Kossowan offers wild-inspired cooking classes for people wanting to embrace nature's ingredients.

"Usually every ingredient can go either into a drink, a savoury dish or a dessert, so we're usually brainstorming about how could you use birch and put it into all of those places," he said.

Kossowan is part of the docuseries 'From The Wild,' which follows people learning about nature while discovering adventurous new flavours.

"I think people are generally surprised that there's as much to eat here as there is," he said.

Just in this part of Alberta, there are fiddleheads, nodding onion, hazelnuts and roses to forage.

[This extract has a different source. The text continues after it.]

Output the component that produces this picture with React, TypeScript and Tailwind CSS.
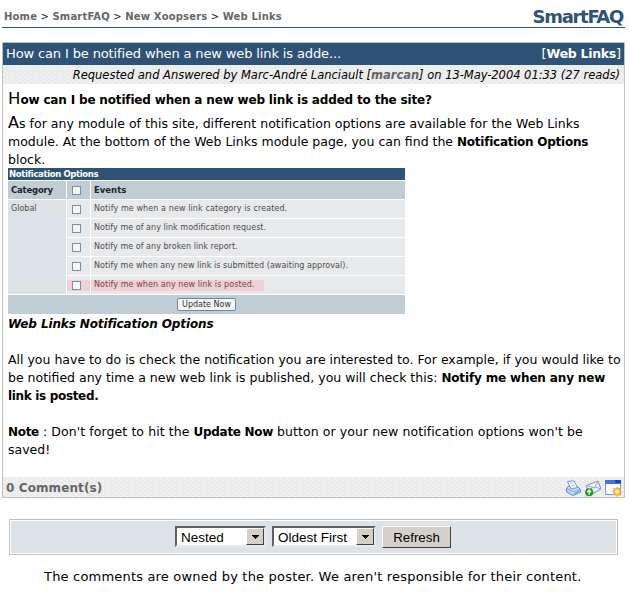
import type { ReactNode } from "react";

const dots =
  "bg-[#ebebeb] bg-[radial-gradient(circle_at_1.5px_1.5px,#ffffff_0.5px,transparent_0.8px),radial-gradient(circle_at_4.5px_3.5px,#ffffff_0.5px,transparent_0.8px)] bg-[length:6px_4px]";

function Line({ className = "", children }: { className?: string; children?: ReactNode }) {
  return (
    <div className="h-[18px] whitespace-nowrap text-[12.5px] leading-[20px]">
      <span className={className}>{children}</span>
    </div>
  );
}

function Check() {
  return <span className="block size-[9px] border border-[#7890a8] bg-[#f4f5f5]" />;
}

function Select({ label, width }: { label: string; width: string }) {
  return (
    <div
      className={`flex h-[21px] border-2 border-t-[#606060] border-l-[#606060] border-r-[#e8e8e8] border-b-[#e8e8e8] bg-white ${width}`}
    >
      <span className="flex-1 whitespace-nowrap pl-[4px] font-['Liberation_Sans',sans-serif] text-[13.5px] leading-[19px]">
        {label}
      </span>
      <span className="flex w-[18px] items-center justify-center border border-t-white border-l-white border-r-[#404040] border-b-[#404040] bg-[#d4d0c8]">
        <svg width="7" height="4" shapeRendering="crispEdges">
          <path d="M0 0H7V1H6V2H5V3H4V4H3V3H2V2H1V1H0Z" />
        </svg>
      </span>
    </div>
  );
}

const events = [
  { text: "Notify me when a new link category is created.", fit: "tracking-[0.1px]" },
  { text: "Notify me of any link modification request.", fit: "tracking-[0.03px]" },
  { text: "Notify me of any broken link report.", fit: "tracking-[0.03px]" },
  { text: "Notify me when any new link is submitted (awaiting approval).", fit: "tracking-[0.05px]" },
  { text: "Notify me when any new link is posted.", fit: "tracking-[0.08px]" },
];

function Options() {
  return (
    <div className="h-[146px] w-[397px] text-[8px] text-[#4c4c50]">
      <div className="h-[12px] bg-[#2f5376] pl-[1px] text-[8.5px] leading-[13px] font-bold text-white">
        <span className="tracking-[-0.36px]">Notification Options</span>
      </div>
      <div className="mt-px flex h-[18px] gap-px bg-white text-[8.5px] leading-[18px] font-bold text-[#202428]">
        <div className="w-[58px] bg-[#c0cdd5] pl-[3px] tracking-[-0.2px]">Category</div>
        <div className="flex w-[23px] items-center justify-center bg-[#c0cdd5] pr-1">
          <Check />
        </div>
        <div className="flex-1 bg-[#c0cdd5] pl-[3px]">Events</div>
      </div>
      <div className="mt-px flex h-[94px] gap-px">
        <div className="w-[58px] bg-[#dde2e7] pl-[3px] leading-[18px]">Global</div>
        <div className="flex flex-1 flex-col gap-px">
          {events.map((e, i) => (
            <div key={e.text} className="flex h-[18px] gap-px">
              <div className="flex w-[23px] items-center bg-[#e8e9eb]">
                <span className={`flex h-[11px] w-full items-center pl-[5px] ${i === 4 ? "bg-[#efd0d4]" : ""}`}>
                  <Check />
                </span>
              </div>
              <div className="flex flex-1 items-center bg-[#e8e9eb]">
                <span
                  className={`h-[11px] whitespace-nowrap pl-[3px] leading-[10px] ${i === 4 ? "w-[173px] bg-[#efd0d4] text-[#7c4046]" : ""}`}
                >
                  <span className={e.fit}>{e.text}</span>
                </span>
              </div>
            </div>
          ))}
        </div>
      </div>
      <div className="mt-px flex h-[19px] items-center justify-center bg-[#c0cdd5]">
        <span className="h-[13px] w-[59px] rounded-[2px] border border-[#6d87a0] bg-[#f5f5f4] text-center leading-[12px] whitespace-nowrap text-[#303438]">
          Update Now
        </span>
      </div>
    </div>
  );
}

function PrintIcon() {
  return (
    <svg width="17" height="17" viewBox="0 0 17 17">
      <path d="M1.5 8L4 6L12 6L15.5 9.5V12L8 15.5L1.5 12Z" fill="#c5d7f7" stroke="#6485cf" />
      <path d="M2.5 1.5L9 0.8L12.5 7.5L6 9Z" fill="#f8fbff" stroke="#7795d8" />
      <path d="M5 3.5L9 3M6 5.5L10 5" stroke="#b9c9ec" />
      <path d="M1.5 8.5L8 12L15.5 9.5" stroke="#86a2e2" fill="none" />
      <path d="M6 13.8L8 12.2L14 10.5L15 12Z" fill="#eaf3ff" />
      <path d="M9 13.6L14.5 11.2" stroke="#31bce5" strokeWidth="1.3" />
    </svg>
  );
}

function MailIcon() {
  return (
    <svg width="17" height="17" viewBox="0 0 17 17">
      <path d="M1.5 5.5L13 1L16 9L6 14.5L3 13Z" fill="#eef1fa" stroke="#8790b4" />
      <path d="M1.5 5.5L9.5 8L13 1M4 12L7.5 7.5M16 9L10.5 7" stroke="#9aa3c6" fill="none" />
      <circle cx="4.2" cy="12.2" r="4" fill="#169516" />
      <path d="M4.2 14.8V10.5M2.2 12.2L4.2 10L6.2 12.2" stroke="white" strokeWidth="1.3" fill="none" />
    </svg>
  );
}

function WindowIcon() {
  return (
    <svg width="17" height="17" viewBox="0 0 17 17">
      <rect x="0.5" y="0.5" width="15" height="14" fill="#fbfcff" stroke="#7f9ae0" />
      <rect x="0" y="0" width="16" height="4" fill="#3f72e8" />
      <path d="M10 0H16V3H10Z" fill="#1746c4" />
      <path
        d="M12 7.2L13 9L15 8.5L14.8 10.5L16.5 11.7L14.8 13L15 15L13 14.7L12 16.4L10.8 14.7L8.8 15L9.2 13L7.5 11.7L9.2 10.5L8.8 8.5L10.8 9Z"
        fill="#ffc74a"
        stroke="#ec9c24"
        strokeWidth="0.8"
      />
      <circle cx="12" cy="11.8" r="1.8" fill="#fff4bb" />
    </svg>
  );
}

export default function App() {
  return (
    <div className="h-[598px] w-[629px] overflow-hidden bg-white font-['DejaVu_Sans',Verdana,sans-serif] text-[13px] text-black">
      <header className="mr-[4px] ml-[2px] flex h-[28px] items-end justify-between border-b border-[#2f5376] pl-[2px]">
        <nav className="h-[18px] text-[10px] leading-[16px] whitespace-nowrap text-[#222]">
          <span className="tracking-[0.18px]">
            <b className="text-[#666]">Home</b> &gt; <b className="text-[#666]">SmartFAQ</b> &gt;{" "}
            <b className="text-[#666]">New Xoopsers</b> &gt; <b className="text-[#666]">Web Links</b>
          </span>
        </nav>
        <h1 className="h-[21px] pr-[2px] text-[18px] leading-[21px] font-bold text-[#2f5376]">
          <span className="tracking-[-1.3px]">SmartFAQ</span>
        </h1>
      </header>
      <article className="mt-[14px] ml-[2px] h-[456px] w-[623px] border border-[#c0c0c0]">
        <div className="flex h-[22px] justify-between bg-[#2f5376] pr-[3px] pl-[3px] leading-[21px] whitespace-nowrap text-white">
          <span className="tracking-[-0.13px]">How can I be notified when a new web link is adde...</span>
          <span>
            [<b className="text-[12.5px] tracking-[-0.3px]">Web Links</b>]
          </span>
        </div>
        <div className={`h-[19px] pr-[4px] text-right text-[11.5px] leading-[20px] whitespace-nowrap italic ${dots}`}>
          <span className="tracking-[-0.02px]">
            Requested and Answered by Marc-André Lanciault [<b className="text-[#666]">marcan</b>] on 13-May-2004 01:33
            (27 reads)
          </span>
        </div>
        <div className="h-[393px] pl-[5px]">
          <div className="h-[30px] text-[12px] leading-[30px] font-bold whitespace-nowrap">
            <span className="text-[16.5px] font-normal">H</span>
            <span className="tracking-[-0.17px]">ow can I be notified when a new web link is added to the site?</span>
          </div>
          <Line className="tracking-[0.03px]">
            <span className="text-[16px] leading-none">A</span>s for any module of this site, different notification
            options are available for the Web Links
          </Line>
          <Line>
            module. At the bottom of the Web Links module page, you can find the{" "}
            <b className="text-[12px] tracking-[-0.25px]">Notification Options</b>
          </Line>
          <Line>block.</Line>
          <Options />
          <Line className="text-[12px] font-bold tracking-[-0.12px] italic">Web Links Notification Options</Line>
          <Line />
          <Line>All you have to do is check the notification you are interested to. For example, if you would like to</Line>
          <Line>
            be notified any time a new web link is published, you will check this:{" "}
            <b className="text-[12px] tracking-[-0.15px]">Notify me when any new</b>
          </Line>
          <Line>
            <b className="text-[12px] tracking-[-0.33px]">link is posted.</b>
          </Line>
          <Line />
          <Line className="tracking-[0.08px]">
            <b className="text-[12px] tracking-[-0.3px]">Note</b> : Don't forget to hit the{" "}
            <b className="text-[12px] tracking-[-0.3px]">Update Now</b> button or your new notification options won't be
          </Line>
          <Line>saved!</Line>
        </div>
        <div className={`flex h-[20px] justify-between pr-[2px] pl-[3px] ${dots}`}>
          <b className="text-[12px] leading-[22px] tracking-[0.1px] whitespace-nowrap text-[#666]">0 Comment(s)</b>
          <div className="flex gap-[3px] pt-[3px]">
            <PrintIcon />
            <MailIcon />
            <WindowIcon />
          </div>
        </div>
      </article>
      <section className="mt-[21px] ml-[9px] h-[36px] w-[609px] border border-[#c0c0c0] p-px">
        <div className="flex h-[32px] bg-[#dde2e6] pt-[5px] pl-[164px]">
          <Select label="Nested" width="w-[91px]" />
          <span className="w-[6px]" />
          <Select label="Oldest First" width="w-[104px]" />
          <span className="w-[6px]" />
          <button className="h-[22px] w-[69px] border border-t-white border-r-[#404040] border-b-[#404040] border-l-white bg-[#d4d0c8] pt-px font-['Liberation_Sans',sans-serif] text-[13.3px] leading-[19px]">
            Refresh
          </button>
        </div>
      </section>
      <p className="mt-[12px] pl-[44px] leading-[20px] whitespace-nowrap">
        <span className="tracking-[0.19px]">
          The comments are owned by the poster. We aren't responsible for their content.
        </span>
      </p>
    </div>
  );
}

People from across Canada come to the area to learn from Kossowan and to taste the variety of flavourts from different parts of Alberta.

He says he feels 'From The Wild' has " moved the needle nationally on how people are looking at wild ingredients."

"As opposed to like a novelty thing, I think people understand that it is kind of like a default thing and is something that can express the place that you're in," Kossowan said.

"For example, when you're in the Rockies, there are different species and juniper should be in your gin, for example, whereas here, Juniper is not present, so the flavours of that drink might be spruce-forward or Tamarack-forward ...

"Each little region of the province has its own kind of flavour profile. I think we've been able to really highlight that, and that's kind of, in my opinion, where culinary needs to go."

Through each class and every discovered ingredient, he hopes foraging connects people to their food.

"As someone who's gardened a lot, it's similar to that the connection you get to your food and the attachment when you pick it yourself and make something and share it with the people in your life that you care about," Kossowan said.

"In nature, you actually can just walk around and pick the stuff that nature has got going on, and you start to understand that you don't need to be versed in planting the seeds, you can just go down the draw and pick the fiddleheads today and take them home ...

"That's a pretty powerful thing to wrap your head around: the fact that the Earth is constantly producing food. Our understanding of how to engage with that is pretty limited, but once you get your head around it, there's just kind of food everywhere."